Arriving back home I pulled out my tackle box and wouldn’t you know it, there in the bottom was an old spoon. Probably one given to me in the dim and distant past. Seeing that old lure and combining it with my experience in Louisiana made me think about the history of spoons and their place in the arsenal of the modern saltwater angler. I decided to find out more.
A Bit of History
Research showed that “spoons” have been around for a long, long time. Native people here in North America and native Hawaiians have been using “spoon” shaped lures made from shells for centuries. Sometime in the early to mid-1800s, both in North America and in Europe, fishing turned from just being a means to put food on the table to a sport. Along with this new attitude came new gear, including commercially produced lures. One of those lures was made of metal and concave in shape and the modern “spoon” was born. History is unclear why the lure is called a spoon. It could be because the shape of the lure resembles a dinner spoon, or it could be because maybe the first designs were actually made from old dinner spoons.
Over here in New England there is no shortage of stories, many of which you have to take with a pinch of salt, and after a while you come to realize that we like to take credit for everything. One of the stories that I have heard was that the first “commercial” spoon lure was developed by a man in Vermont named Julio Buel. It is told that Mr. Buel dropped a table spoon overboard one day. As he watched the spoon wobble to the bottom a fish swam up and grabbed it. The rest as they say, is history. Another story which originated around the coastal area and is actually believable, states that saltwater fishermen of the 1930s often fished for bluefish, pollack and striped bass using spoons made from the metal shroud around the headlights of automobiles of the time. I have no idea how true these stories are, but they are interesting.
I spoke to Kurt Mazurek at Mepps to get his input on things. He agreed that spoons have been around for many years. Their lure, the Syclops, which is a spoon that I have used to catch many different species, has been around since the mid-1980s and was designed by Henri Limouzin in France. It seems that European anglers were using spoons even after the interest had faded in America. Kurt also told me that Mepps took the idea of weedless spoons and combined it with the Syclops in the early 1990s to come up with the Timber Doodle, another spoon I have used to catch many inshore species.
Back in the 1960s and ‘70s everyone was using spoons because they worked. Offshore anglers were using spoons for everything from tuna to billfish. Inshore anglers were using spoons to pick up every species you could think of. Then in the 1980s and ‘90s I started noticing people moving away from spoons. They still had them, they just weren’t using them. Shunning the simplest lure, we fell victim to the new “must haves”. You know what I am talking about; those lures that are designed more to catch anglers than they are fish. The spoon was pushed to the bottom of the box.

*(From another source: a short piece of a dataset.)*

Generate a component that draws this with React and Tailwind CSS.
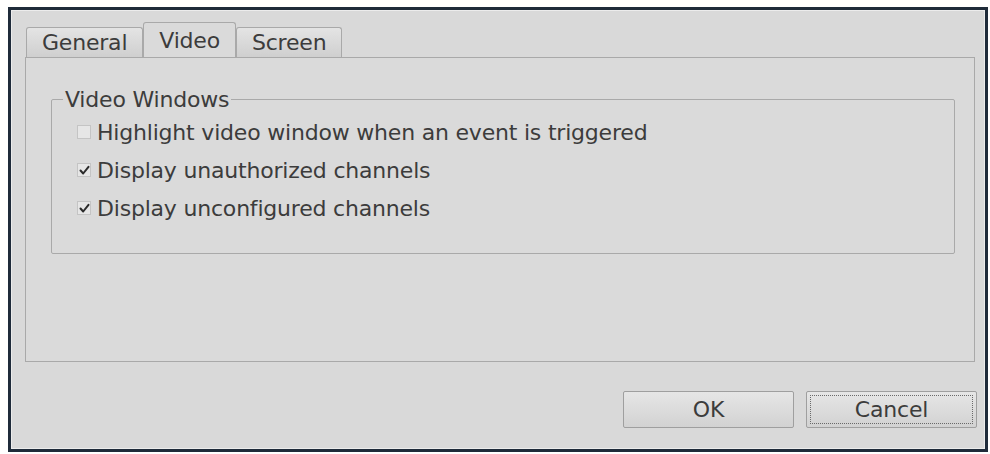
// Settings dialog with tabs: General / Video / Screen
const font = { fontFamily: '"DejaVu Sans", Verdana, sans-serif' };

function CheckBox({ checked }) {
    return (
        <span className="w-[14px] h-[14px] border border-[#c4c4c4] bg-[#e6e6e6] flex items-center justify-center shrink-0">
            {checked && (
                <svg width="11" height="11" viewBox="0 0 11 11" fill="none">
                    <path d="M1.5 5.5 L4.2 8.5 L9.5 1.8" stroke="#2b2b2b" strokeWidth="2" strokeLinecap="round" strokeLinejoin="round" />
                </svg>
            )}
        </span>
    );
}

function Option({ checked, label }) {
    return (
        <div className="flex items-center gap-[6px] h-[38px]">
            <CheckBox checked={checked} />
            <span className="text-[22px] tracking-[-0.2px] text-[#3c3c3c]">{label}</span>
        </div>
    );
}

function Tab({ label, active }) {
    return active ? (
        <div className="h-[35px] px-[15px] flex items-center bg-[#dadada] border border-b-0 border-[#a9a9a9] rounded-t-[3px] -mb-px relative z-10 text-[22px] tracking-[-0.2px] text-[#3c3c3c]">
            {label}
        </div>
    ) : (
        <div className="h-[30px] mt-[5px] px-[15px] flex items-center bg-gradient-to-b from-[#e4e4e4] to-[#cfcfcf] border border-b-0 border-[#a9a9a9] rounded-t-[3px] text-[22px] tracking-[-0.2px] text-[#3c3c3c]">
            {label}
        </div>
    );
}

function Button({ label, focused }) {
    return (
        <button className="w-[171px] h-[37px] bg-gradient-to-b from-[#e6e6e6] to-[#d2d2d2] border border-[#9f9f9f] rounded-[2px] text-[22px] tracking-[-0.2px] text-[#3c3c3c] flex items-center justify-center">
            <span className={focused ? "w-[163px] h-[29px] border border-dotted border-[#6a6a6a] flex items-center justify-center" : ""}>
                {label}
            </span>
        </button>
    );
}

export default function App() {
    return (
        <div className="w-[990px] h-[454px] bg-white pt-[7px] pl-[8px]" style={font}>
            {/* dialog window */}
            <div className="w-[980px] h-[445px] border-[3px] border-[#1f2b3a] bg-[#d9d9d9]">
                <div className="h-full border border-[#ececec] pt-[11px] pl-[13px] pr-[9px] flex flex-col">
                    {/* tab strip */}
                    <div className="flex items-start ml-px">
                        <Tab label="General" />
                        <Tab label="Video" active />
                        <Tab label="Screen" />
                    </div>

                    {/* tab page */}
                    <div className="h-[305px] border border-[#a9a9a9] bg-[#dadada] pt-[25px] pl-[25px] pr-[19px]">
                        <fieldset className="border border-[#a9a9a9] rounded-[2px] pl-[25px] pb-[20px] h-[171px]">
                            <legend className="text-[22px] tracking-[-0.2px] text-[#3c3c3c] px-[2px] -ml-[14px]">Video Windows</legend>
                            <div className="flex flex-col -mt-[3px]">
                                <Option checked={false} label="Highlight video window when an event is triggered" />
                                <Option checked label="Display unauthorized channels" />
                                <Option checked label="Display unconfigured channels" />
                            </div>
                        </fieldset>
                    </div>

                    {/* dialog buttons */}
                    <div className="flex justify-end gap-[12px] mt-[29px] -mr-[2px]">
                        <Button label="OK" />
                        <Button label="Cancel" focused />
                    </div>
                </div>
            </div>
        </div>
    );
}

Today we have come full circle, more and more saltwater anglers are going back to the ways of their fathers and grandfathers and are throwing metals. The best news is that the lure manufacturers are listening. I already mentioned the Johnson Silver Minnow, but they aren’t the only game out there. Mepps produces both their Syclops and Timber Doodle in saltwater versions, and Acme puts out many saltwater spoons. One of my favorite lures for striped bass and bluefish is the Acme Little Cleo.
What Makes Them Work?
Most artificial lures are designed to look like a fish’s food, it is that simple. The problem with the spoon is that it doesn’t fit into that category. So what makes a spoon so effective on so many different species of fish; both fresh and saltwater? It is all in the action. Spoons are designed to wobble as they move through the water. How much they wobble is based upon how fast they are retrieved or trolled. There are many different shapes of spoons which means each one acts a bit different at alternate speeds.
Along with the wobble comes flash. While colored spoons, which are mainly freshwater lures, will catch saltwater species, I have found that either silver or gold work best in the saltwater situation. The erratic action of the spoon, combined with the flash, seems to make the fish you are after believe that your spoon is a wounded baitfish and thus, an easy meal.
Size Does Matter
I am often asked what size spoon I use for a particular species of fish. Well, that can be an open ended question. I always say fish the size lure that will catch the bigger fish. Remember, big fish will strike a small spoon, but small fish won’t take a large spoon without difficulty. Fish are looking for food that is within their means to handle. In the majority of cases., the larger the fish, the larger the prey it will eat. It is that simple. Using the proper size spoon for the fish you are targeting will help eliminate the smaller fish. You may get fewer strikes, but the ones you get should be from larger fish.
Rods and Reels
Despite the luck we had in Louisiana, when I generally fish saltwater I like to go with heavier tackle. When fishing spoons here in New England there are four rod and reel set ups that I like to use. One of them is the seven foot, medium-heavy action Quantum Smoke rod matched with a Quantum Smoke Inshore reel. The other three are Shakespeare rods and reels and include the seven foot, medium action Tiger rod matched with a Tiger reel, the seven foot, medium action boat rod with a matching reel and the eight foot, medium action surf rod with a matching reel. All of the reels are spooled with Berkeley or Stren 12-15 pound test monofilament line. I also use a nine to 12 inch, 30 pound test fluorocarbon leader.
Spoons are very simple lures and they have proven themselves over hundreds of years of use. With this much history behind them they should not be hidden at the bottom of your box. Dig them out and use them. When that bull red or black drum almost breaks your rod in half you will be glad you did.